Here is the entire log if you want to take a look at it.

So my question is… why does the linker complain when I use --static, but works fine when I remove that argument?

Is anybody else having issues with post 4.17.7 kernels and the radeon driver not working? Even gone as far as to compile 4.18-rc6 but no luck. Need gpu support as linux is my primary gaming platform

https://paste.fedoraproject.org/paste/b-qv-IAQ81r4qo-M~pXMXw

will post 4.18-rc6 sysinfo later

tagging @SgtAwesomesauce because im stuck between a rock and a hard place here

I’m using Nvidia or Intel on Linux. I could switch over tomorrow if you’d like me to test it, my amd gpu is vfio’d.

So, what specifically is going on with it? Is there poor performance, are you getting black screen, is the driver not binding?

Also, are you talking about radeon or amdgpu?

doesnt load on bootup. loads video in place. running modprobe radeon causes a black screen with the little blinking cursor at the top right.

radeon. Sadly amdgpu isnt supported on my card. firepro m5950 incase it matters (terrascale 2)

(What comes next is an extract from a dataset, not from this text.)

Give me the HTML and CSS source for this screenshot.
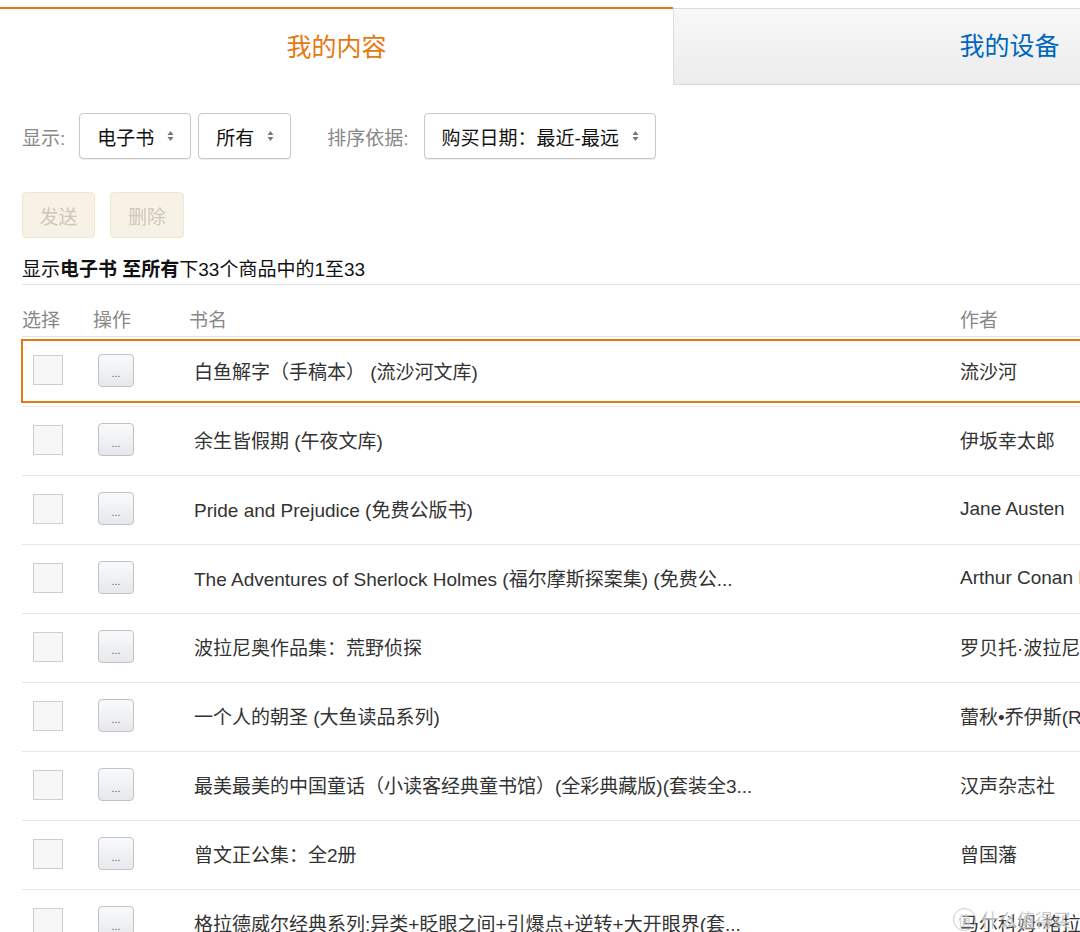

Ah, okay. I really have very little experience with radeon, since I was Nvidia only until the r9 3xx series.

Are there any messages in dmesg when you modprobe? It seems like theres something going on.

Do you have your xorg radeon drivers installed?

Is this new with a new kernel? You might actually consider using an older kernel for radeon, since it’s no longer the focus.

no way of checking without video XD

Yes. Both with a vanilla kernel (compiled myself) and the stock fedora 28 kernel

Newest kernel that works so far is 4.17.6-200.

That might work now but will be a bitch todo later on when something like fedora is past 4.17.6 as the default.